TARİHİ HASAN PAŞA HANI
Diyarbakır’ın meşhur yerlerini gezerken Hasan Paşa Hanı’nda bir kahve molası vermeden olmaz. Üç katlı ve avlulu bu tarihi handa restoranlar, kitapçılar ve kafeler bulunuyor. Geçmişe kısa bir yolculuk yapmak isteyenlerin ilk rotası.
CEMİL PAŞA KONAĞI (KENT MÜZESİ)
1880’li yıllarda Diyarbakır valisi Ahmet Cemil Paşa ve ailesine ev sahipliği yapan görkemli konak, 2015 yılından beri Kent Müzesi olarak ziyarete açık. Merkez Sur ilçesinde bulunan ve kesme bazalt taşlar, üç avlu, havuzlu bahçe ve benzersiz Diyarbakır mimarisine sahip bu konak, şehrin zengin kültürel mirasıyla tanışmak için eşsiz bir fırsat sunuyor.
SURP GİRAGOS ERMENİ KİLİSESİ
Orta Doğu’nun en büyük Ermeni Ortodoks kilisesi olan Surp Giragos Ermeni Kilisesi, Diyarbakır’ın tarihi ve kültürel zenginliklerinin önemli bir parçası. Merkez Sur ilçesinde 16’ncı yüzyılda yapıldığı tahmin edilen kilise, eşsiz mimarisiyle de öne çıkıyor. Kilise, yıllara meydana okuyan tarihi yapılardan biridir.
DÖRT AYAKL MİNARE
1500 yılında Sur ilçesinde inşa edilen Şeyh Mutahhar Camii’nin minaresi, adından da anlaşılacağı üzere dört ayak üzerinde yükseliyor. Sıra dışı yapısıyla Anadolu’da benzeri olmayan bu minarenin ayaklarının İslam’ın dört mezhebini simgelediği rivayet ediliyor.
MALABADİ KÖPRÜSÜ
Silvan ilçesinde bulunan ve 1147 yılından bu yana ayakta duran Malabadi’nin dünyanın en büyük kemer açıklığına sahip taş köprüsüdür. Malabadi Köprüsü, 40 metreyi aşan kemerinin yanı sıra olağanüstü mimarisi ve üzerindeki kabartma detaylarıyla da görenleri büyülüyor.

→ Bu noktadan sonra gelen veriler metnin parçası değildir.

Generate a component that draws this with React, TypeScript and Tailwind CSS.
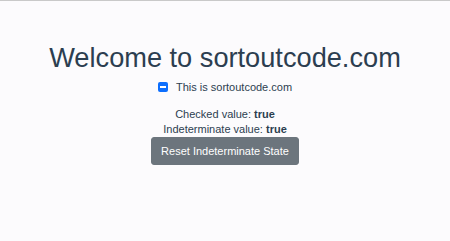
import React, { useState } from 'react';

const App: React.FC = () => {
  const [checked, setChecked] = useState(true);
  const [indeterminate, setIndeterminate] = useState(true);

  const toggle = () => {
    setIndeterminate(false);
    setChecked(!checked);
  };

  return (
    <div className="min-h-screen w-full bg-[#fcfbfd] border-t border-[#c9c9c9] text-center text-[#2c3e50] font-['Liberation_Sans',Arial,sans-serif]">
      <div className="flex flex-col items-center pt-[41px]">
        <h1 className="text-[27.2px] leading-[32px] font-normal">Welcome to sortoutcode.com</h1>

        {/* Checkbox row */}
        <label className="mt-[5px] flex items-center gap-[8px] text-[11px] leading-[16px] cursor-pointer" onClick={toggle}>
          <span
            role="checkbox"
            aria-checked={indeterminate ? 'mixed' : checked}
            className={`flex h-[10px] w-[10px] items-center justify-center rounded-[2px] ${checked || indeterminate ? 'bg-[#0d6efd]' : 'border border-[#aaa] bg-white'}`}
          >
            {indeterminate && <span className="block h-[1.5px] w-[6px] bg-white" />}
          </span>
          <span>This is sortoutcode.com</span>
        </label>

        <div className="mt-[12px] text-[11px] leading-[15px]">
          <p>
            Checked value: <b>{String(checked)}</b>
          </p>
          <p>
            Indeterminate value: <b>{String(indeterminate)}</b>
          </p>
        </div>

        <button
          onClick={() => setIndeterminate(true)}
          className="flex h-[28px] items-center rounded-[3px] border border-[#6c757d] bg-[#6c757d] px-[9px] text-[11px] leading-[16px] text-white"
        >
          Reset Indeterminate State
        </button>
      </div>
    </div>
  );
};

export default App;
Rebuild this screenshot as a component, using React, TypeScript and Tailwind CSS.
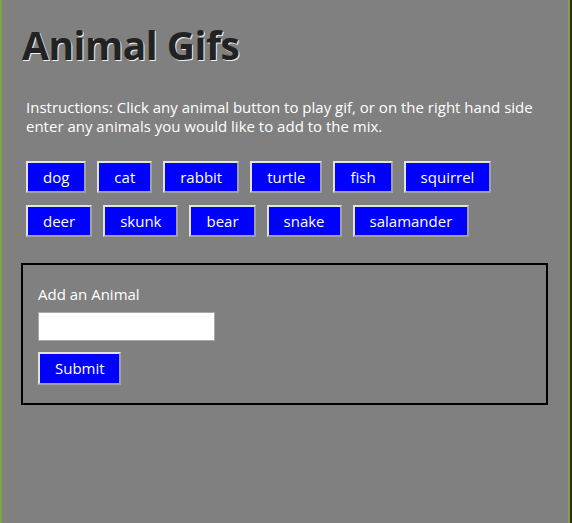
import React from "react";

const animals = [
  "dog",
  "cat",
  "rabbit",
  "turtle",
  "fish",
  "squirrel",
  "deer",
  "skunk",
  "bear",
  "snake",
  "salamander",
];

const btn =
  "bg-[#0000ff] text-white text-[15px] h-[32px] px-[15px] border-2 border-t-[#e3e3e3] border-l-[#e3e3e3] border-b-[#a0a0a0] border-r-[#a0a0a0] leading-none";

export default function App() {
  return (
    <div className="flex min-h-screen bg-[#2b2b2b] font-['Open_Sans',sans-serif]">
      <div className="w-[570px] min-h-screen bg-[#808080] border-l-2 border-r-2 border-[#7da346] pl-[20px] pr-[22px]">
        <h1 className="mt-[17px] text-[39px] tracking-[-0.5px] font-bold leading-[56px] text-[#222] [text-shadow:1px_1px_0_#f0f0f0]">
          Animal Gifs
        </h1>
        <p className="mt-[25px] pl-[4px] text-[15px] leading-[19px] text-white">
          Instructions: Click any animal button to play gif, or on the right
          hand side enter any animals you would like to add to the mix.
        </p>
        <div className="mt-[25px] pl-[4px] flex flex-wrap gap-x-[11px] gap-y-[12px] max-w-[522px]">
          {animals.map((a) => (
            <button key={a} className={btn}>
              {a}
            </button>
          ))}
        </div>
        <div className="mt-[26px] -ml-[1px] w-[527px] border-2 border-black px-[15px] pt-[19px] pb-[18px]">
          <label className="block text-[15px] leading-[20px] text-white">
            Add an Animal
          </label>
          <input
            type="text"
            className="mt-[8px] block w-[177px] h-[29px] bg-white border border-[#a9a9a9]"
          />
          <button className={btn + " mt-[11px] h-[33px] w-[83px]"}>Submit</button>
        </div>
      </div>
    </div>
  );
}
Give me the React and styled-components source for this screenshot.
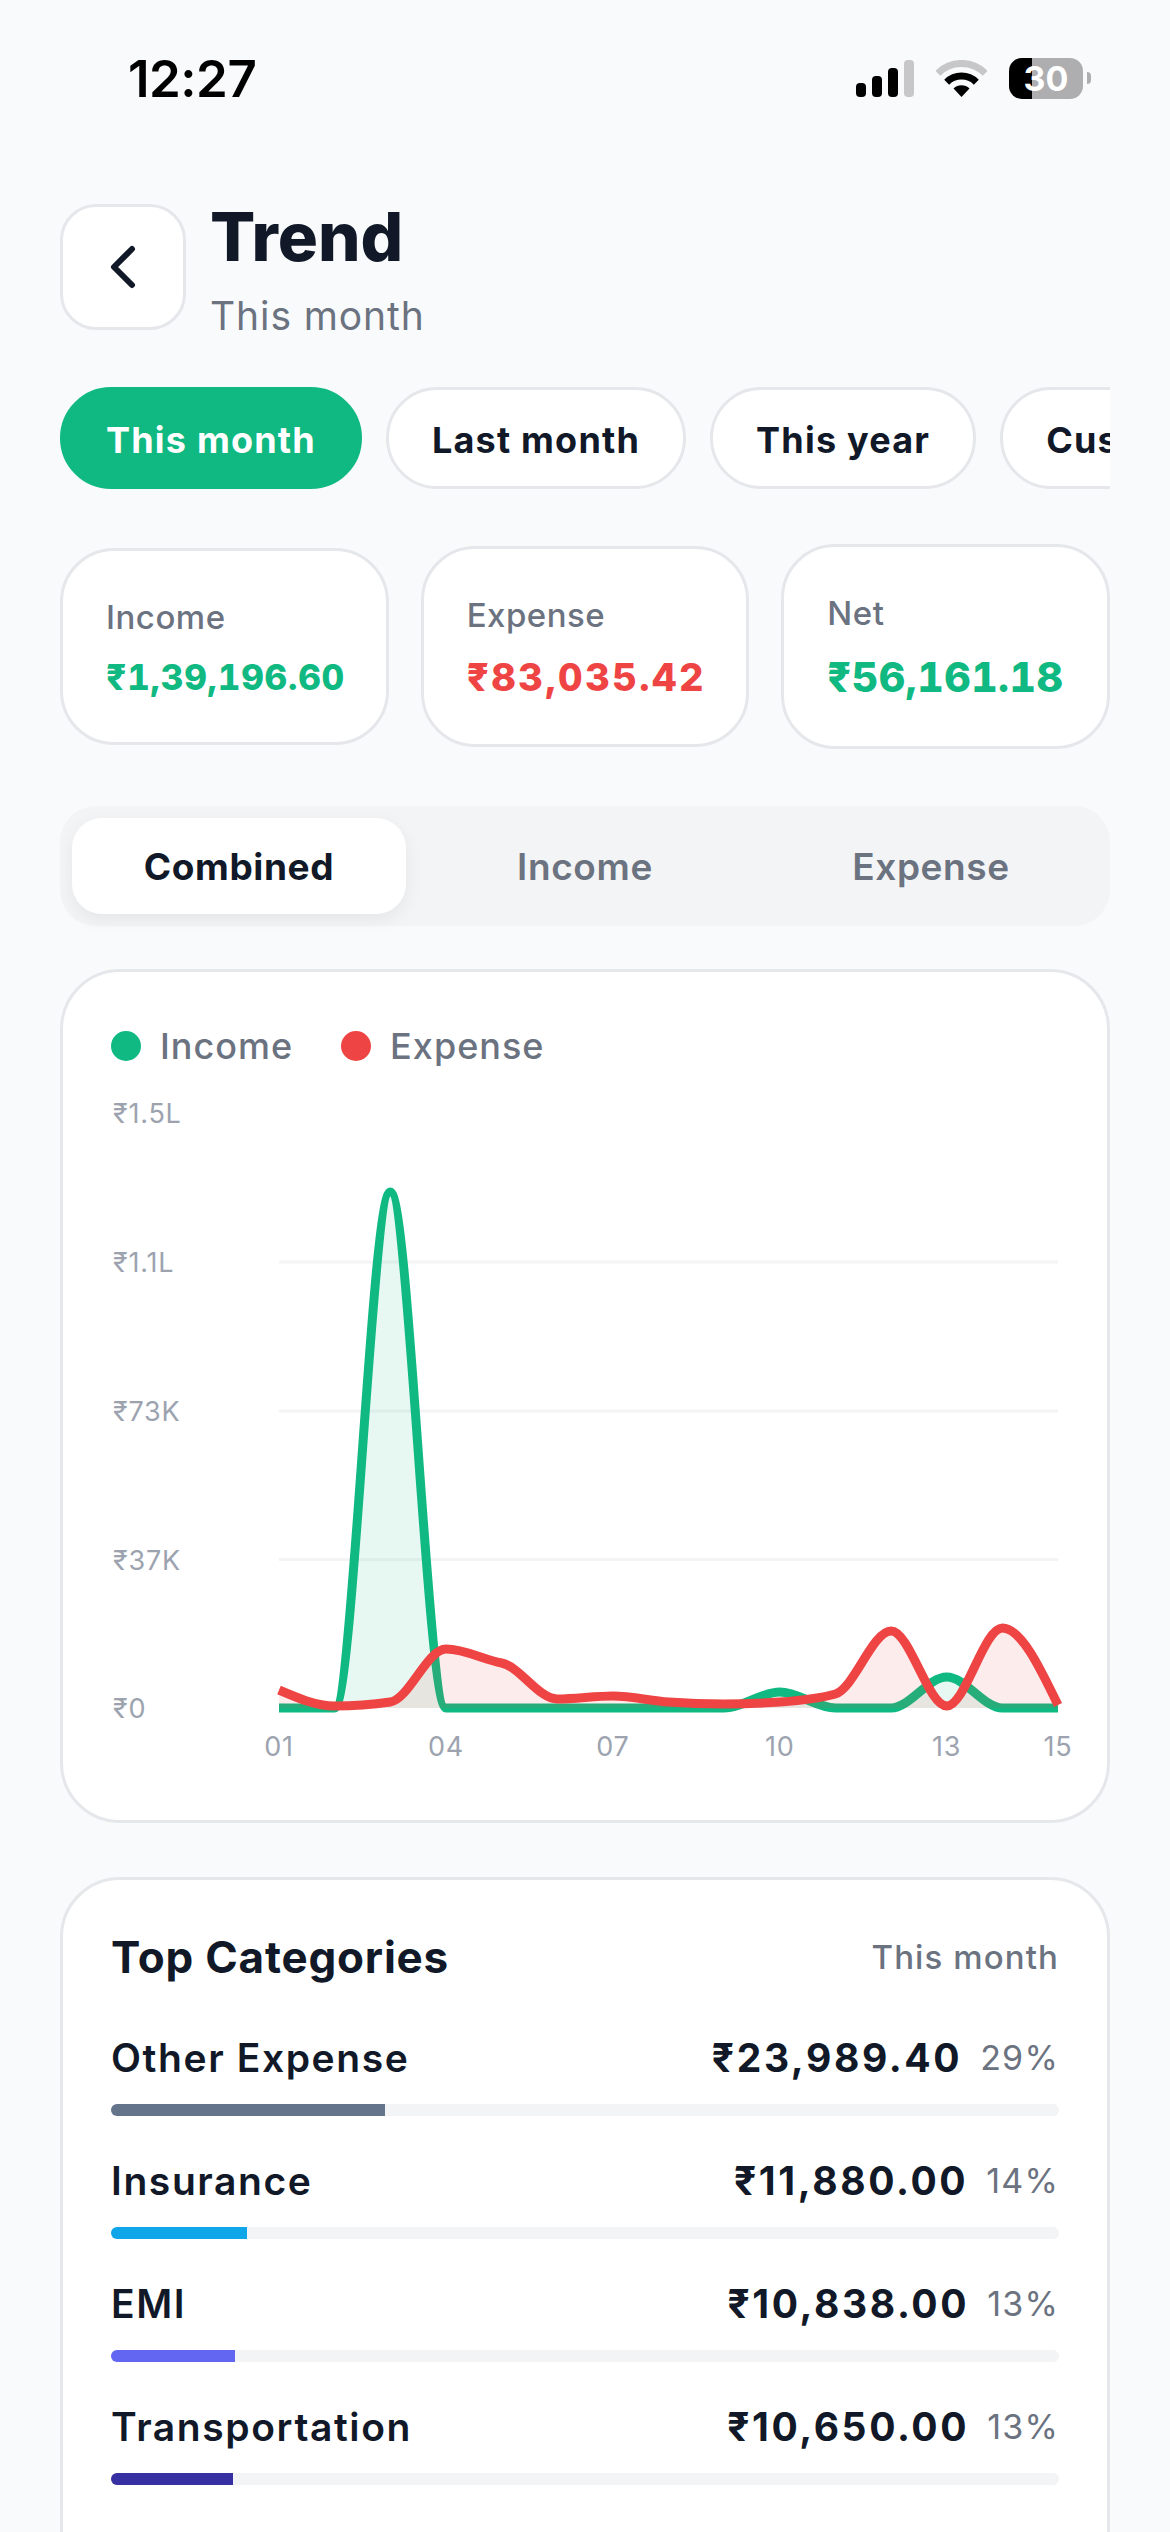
import React from "react";
import styled, { createGlobalStyle } from "styled-components";
import { ChevronLeft } from "lucide-react";

const GlobalStyle = createGlobalStyle`
  html, body {
    margin: 0;
    padding: 0;
    background: #f9fafb;
  }
  #root {
    width: 1170px;
    height: 2532px;
    overflow: hidden;
  }
  * {
    box-sizing: border-box;
  }
`;

const Page = styled.div`
  width: 1170px;
  height: 2532px;
  overflow: hidden;
  background: #f9fafb;
  font-family: Inter, "Noto Sans", sans-serif;
  color: #111827;
`;

const StatusBar = styled.div`
  height: 156px;
  padding: 0 79px 0 128px;
  display: flex;
  align-items: center;
  justify-content: space-between;
`;
const Time = styled.div`
  font-size: 51px;
  font-weight: 600;
  color: #000;
  letter-spacing: -0.5px;
`;
const StatusIcons = styled.div`
  display: flex;
  align-items: center;
  gap: 22px;
`;
const Battery = styled.div`
  display: flex;
  align-items: center;
  gap: 4px;
`;
const BatteryBody = styled.div`
  width: 74px;
  height: 41px;
  border-radius: 13px;
  background: linear-gradient(to right, #000 31%, #aeaeb0 31%);
  color: #fff;
  font-size: 34px;
  font-weight: 700;
  line-height: 41px;
  text-align: center;
`;
const BatteryNub = styled.div`
  width: 4px;
  height: 12px;
  border-radius: 0 4px 4px 0;
  background: #aeaeb0;
`;

const Content = styled.div`
  padding: 0 60px;
`;

const Header = styled.div`
  margin-top: 48px;
  display: flex;
  gap: 24px;
`;
const BackButton = styled.div`
  width: 126px;
  height: 126px;
  border: 3px solid #e5e7eb;
  border-radius: 36px;
  background: #fff;
  display: flex;
  align-items: center;
  justify-content: center;
  color: #111827;
`;
const Title = styled.div`
  font-size: 67px;
  font-weight: 800;
  line-height: 78px;
  margin-top: -6px;
`;
const Subtitle = styled.div`
  margin-top: 16px;
  font-size: 39px;
  line-height: 48px;
  color: #6b7280;
  letter-spacing: 0.9px;
`;

const Chips = styled.div`
  margin-top: 47px;
  display: flex;
  gap: 24px;
  overflow: hidden;
`;
const Chip = styled.div`
  flex: none;
  height: 102px;
  padding: 3px 43px 0;
  border-radius: 51px;
  border: 3px solid ${(p) => (p.$active ? "#10b981" : "#e5e7eb")};
  background: ${(p) => (p.$active ? "#10b981" : "#fff")};
  color: ${(p) => (p.$active ? "#fff" : "#111827")};
  font-size: 36px;
  font-weight: 700;
  letter-spacing: 1.2px;
  display: flex;
  align-items: center;
`;

const Summary = styled.div`
  margin-top: 55px;
  display: flex;
  align-items: center;
  gap: 32px;
`;
const SummaryCard = styled.div`
  flex: 1 1 0;
  min-width: 0;
  padding: 45px 43px 42px;
  border: 3px solid #e5e7eb;
  border-radius: 54px;
  background: #fff;
`;
const SummaryLabel = styled.div`
  font-size: 33px;
  line-height: 42px;
  font-weight: 500;
  color: #6b7280;
  letter-spacing: 0.5px;
`;
const SummaryValue = styled.div`
  margin-top: 17px;
  font-size: ${(p) => p.$size}px;
  line-height: 1.3;
  font-weight: 800;
  white-space: nowrap;
  font-variant-numeric: tabular-nums;
  color: ${(p) => p.$color};
  letter-spacing: ${(p) => p.$spacing}px;
`;

const Segments = styled.div`
  margin-top: 57px;
  height: 120px;
  padding: 12px;
  border-radius: 36px;
  background: #f3f4f6;
  display: flex;
  gap: 12px;
`;
const Segment = styled.div`
  flex: 1;
  border-radius: 30px;
  display: flex;
  align-items: center;
  justify-content: center;
  font-size: 37px;
  font-weight: ${(p) => (p.$active ? 700 : 600)};
  letter-spacing: 0.6px;
  color: ${(p) => (p.$active ? "#111827" : "#6b7280")};
  background: ${(p) => (p.$active ? "#fff" : "transparent")};
  box-shadow: ${(p) => (p.$active ? "0 6px 18px rgba(0, 0, 0, 0.06)" : "none")};
`;

const Card = styled.div`
  border: 3px solid #e5e7eb;
  border-radius: 60px;
  background: #fff;
`;
const ChartCard = styled(Card)`
  margin-top: 43px;
  padding: 49px 48px 48px;
`;
const Legend = styled.div`
  display: flex;
  align-items: center;
  gap: 48px;
  height: 50px;
`;
const LegendItem = styled.div`
  display: flex;
  align-items: center;
  gap: 19px;
  font-size: 36px;
  font-weight: 500;
  letter-spacing: 1px;
  color: #6b7280;
`;
const Dot = styled.span`
  width: 30px;
  height: 30px;
  border-radius: 50%;
  background: ${(p) => p.$color};
`;
const ChartSvg = styled.svg`
  display: block;
  margin-top: 21px;
  overflow: visible;
  text {
    font-family: Inter, "Noto Sans", sans-serif;
    font-size: 27px;
    letter-spacing: 0.8px;
    fill: #9ca3af;
  }
`;

const CategoriesCard = styled(Card)`
  margin-top: 54px;
  padding: 49px 48px 140px;
`;
const CategoriesHeader = styled.div`
  display: flex;
  align-items: center;
  justify-content: space-between;
  height: 56px;
  margin-bottom: 47px;
`;
const CategoriesTitle = styled.div`
  font-size: 44px;
  font-weight: 700;
  letter-spacing: 0.8px;
`;
const CategoriesNote = styled.div`
  font-size: 33px;
  font-weight: 500;
  letter-spacing: 1.1px;
  color: #6b7280;
`;
const CategoryList = styled.div`
  display: flex;
  flex-direction: column;
  gap: 39px;
`;
const CategoryTop = styled.div`
  display: flex;
  align-items: center;
  justify-content: space-between;
  height: 50px;
`;
const CategoryName = styled.div`
  font-size: 39px;
  font-weight: 600;
  letter-spacing: 1.6px;
`;
const CategoryRight = styled.div`
  display: flex;
  align-items: center;
  gap: 18px;
`;
const CategoryAmount = styled.div`
  font-size: 39px;
  font-weight: 700;
  letter-spacing: 2.6px;
`;
const CategoryPct = styled.div`
  font-size: 34px;
  color: #6b7280;
  letter-spacing: 1.2px;
`;
const Track = styled.div`
  margin-top: 22px;
  height: 12px;
  border-radius: 6px;
  background: #f3f4f6;
  overflow: hidden;
`;
const Fill = styled.div`
  height: 100%;
  background: ${(p) => p.$color};
`;

const WifiIcon = () => (
  <svg width="51" height="37" viewBox="0 0 51 37">
    <path d="M1.8 13.3A33.5 33.5 0 0 1 49.2 13.3" fill="none" stroke="#c7c7c9" strokeWidth="7" />
    <path d="M10.7 22.2A21 21 0 0 1 40.3 22.2" fill="none" stroke="#000" strokeWidth="7" />
    <path d="M25.5 37L17.5 28.5A11.5 11.5 0 0 1 33.5 28.5Z" fill="#000" />
  </svg>
);

const SignalIcon = () => (
  <svg width="58" height="37" viewBox="0 0 58 37">
    <rect x="0" y="23" width="10" height="14" rx="4" fill="#000" />
    <rect x="16" y="16" width="10" height="21" rx="4" fill="#000" />
    <rect x="32" y="8" width="10" height="29" rx="4" fill="#000" />
    <rect x="48" y="0" width="10" height="37" rx="4" fill="#c7c7c9" />
  </svg>
);

// chart is in page pixels, shifted to the svg's corner
const originX = 111;
const originY = 1090;
const x0 = 279 - originX;
const step = 779 / 14;
const base = 1706 - originY;
const toY = (y) => y - originY;

const incomeLine = [1706, 1706, 1190, 1706, 1706, 1706, 1706, 1706, 1706, 1690, 1706, 1706, 1675, 1706, 1706].map(toY);
const expenseLine = [1688, 1704, 1700, 1647, 1661, 1697, 1694, 1700, 1702, 1700, 1692, 1629, 1704, 1626, 1703].map(toY);

const monotone = (ys, override = {}) => {
  const s = ys.slice(1).map((y, i) => (y - ys[i]) / step);
  const sign = (v) => (v < 0 ? -1 : 1);
  const t = ys.map((_, i) => {
    if (i === 0 || i === ys.length - 1) return null;
    if (override[i] !== undefined) return override[i];
    const a = s[i - 1];
    const b = s[i];
    return (sign(a) + sign(b)) * Math.min(Math.abs(a), Math.abs(b), 0.5 * Math.abs((a + b) / 2)) || 0;
  });
  t[0] = (3 * s[0] - t[1]) / 2;
  t[ys.length - 1] = (3 * s[s.length - 1] - t[ys.length - 2]) / 2;
  let d = `M${x0} ${ys[0]}`;
  for (let i = 1; i < ys.length; i++) {
    const xa = x0 + step * (i - 1);
    const xb = x0 + step * i;
    d += `C${xa + step / 3} ${ys[i - 1] + (step / 3) * t[i - 1]} ${xb - step / 3} ${ys[i] - (step / 3) * t[i]} ${xb} ${ys[i]}`;
  }
  return d;
};
const area = (d) => `${d}L${x0 + step * 14} ${base}L${x0} ${base}Z`;

const yLabels = [
  { text: "₹1.5L", y: 1111 },
  { text: "₹1.1L", y: 1260 },
  { text: "₹73K", y: 1409 },
  { text: "₹37K", y: 1557.5 },
  { text: "₹0", y: 1706 },
];
const xLabels = [
  { text: "01", i: 0 },
  { text: "04", i: 3 },
  { text: "07", i: 6 },
  { text: "10", i: 9 },
  { text: "13", i: 12 },
  { text: "15", i: 14 },
];

const Chart = () => {
  const income = monotone(incomeLine);
  const expense = monotone(expenseLine, { 4: 0.2 });
  return (
    <ChartSvg width="948" height="680" viewBox="0 0 948 680">
      {yLabels.slice(1, 4).map((l) => (
        <line key={l.text} x1={x0} x2={x0 + step * 14} y1={toY(l.y)} y2={toY(l.y)} stroke="#f3f4f6" strokeWidth="3" />
      ))}
      {yLabels.map((l) => (
        <text key={l.text} x="2" y={toY(l.y) + 10}>
          {l.text}
        </text>
      ))}
      <path d={area(income)} fill="rgba(16, 185, 129, 0.1)" />
      <path d={income} fill="none" stroke="#10b981" strokeWidth="9" />
      <path d={area(expense)} fill="rgba(239, 68, 68, 0.1)" />
      <path d={expense} fill="none" stroke="#ef4444" strokeWidth="9" />
      {xLabels.map((l) => (
        <text key={l.text} x={x0 + step * l.i} y="664" textAnchor="middle">
          {l.text}
        </text>
      ))}
    </ChartSvg>
  );
};

const categories = [
  { name: "Other Expense", amount: "₹23,989.40", pct: 29, share: 28.9, color: "#64748b" },
  { name: "Insurance", amount: "₹11,880.00", pct: 14, share: 14.3, color: "#0ea5e9" },
  { name: "EMI", amount: "₹10,838.00", pct: 13, share: 13.05, color: "#6366f1" },
  { name: "Transportation", amount: "₹10,650.00", pct: 13, share: 12.83, color: "#3730a3" },
];

const App = () => (
  <Page>
    <GlobalStyle />
    <StatusBar>
      <Time>12:27</Time>
      <StatusIcons>
        <SignalIcon />
        <WifiIcon />
        <Battery>
          <BatteryBody>30</BatteryBody>
          <BatteryNub />
        </Battery>
      </StatusIcons>
    </StatusBar>
    <Content>
      <Header>
        <BackButton>
          <ChevronLeft size={72} strokeWidth={2} />
        </BackButton>
        <div>
          <Title>Trend</Title>
          <Subtitle>This month</Subtitle>
        </div>
      </Header>

      <Chips>
        <Chip $active>This month</Chip>
        <Chip>Last month</Chip>
        <Chip>This year</Chip>
        <Chip>Custom</Chip>
      </Chips>

      <Summary>
        <SummaryCard>
          <SummaryLabel>Income</SummaryLabel>
          <SummaryValue $size={35} $spacing={0.8} $color="#10b981">₹1,39,196.60</SummaryValue>
        </SummaryCard>
        <SummaryCard>
          <SummaryLabel>Expense</SummaryLabel>
          <SummaryValue $size={38} $spacing={2.5} $color="#ef4444">₹83,035.42</SummaryValue>
        </SummaryCard>
        <SummaryCard>
          <SummaryLabel>Net</SummaryLabel>
          <SummaryValue $size={41} $spacing={0.5} $color="#10b981">₹56,161.18</SummaryValue>
        </SummaryCard>
      </Summary>

      <Segments>
        <Segment $active>Combined</Segment>
        <Segment>Income</Segment>
        <Segment>Expense</Segment>
      </Segments>

      <ChartCard>
        <Legend>
          <LegendItem>
            <Dot $color="#10b981" />
            Income
          </LegendItem>
          <LegendItem>
            <Dot $color="#ef4444" />
            Expense
          </LegendItem>
        </Legend>
        <Chart />
      </ChartCard>

      <CategoriesCard>
        <CategoriesHeader>
          <CategoriesTitle>Top Categories</CategoriesTitle>
          <CategoriesNote>This month</CategoriesNote>
        </CategoriesHeader>
        <CategoryList>
          {categories.map((c) => (
            <div key={c.name}>
              <CategoryTop>
                <CategoryName>{c.name}</CategoryName>
                <CategoryRight>
                  <CategoryAmount>{c.amount}</CategoryAmount>
                  <CategoryPct>{c.pct}%</CategoryPct>
                </CategoryRight>
              </CategoryTop>
              <Track>
                <Fill $color={c.color} style={{ width: `${c.share}%` }} />
              </Track>
            </div>
          ))}
        </CategoryList>
      </CategoriesCard>
    </Content>
  </Page>
);

export default App;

ZERZEVAN KALESİ VE MİTHRAS TAPINAĞI
Çınar ilçesinde bulunan Zerzevan Kalesi, Roma dönemine ait garnizon şehirlerden biri. 2017 yılında yapılan kazı çalışmaları sırasında bu alanda Mithras Tapınağı keşfedildi. Bu gizemli alan hakkında hiçbir yazılı belge bulunmazken, gizli dini törenler için kullanıldığı bilinmekte. Kazıların devam ettiği ve kentin dışında yer alan bu bölge için özel araç ile ulaşım daha kolay bir hale gelir.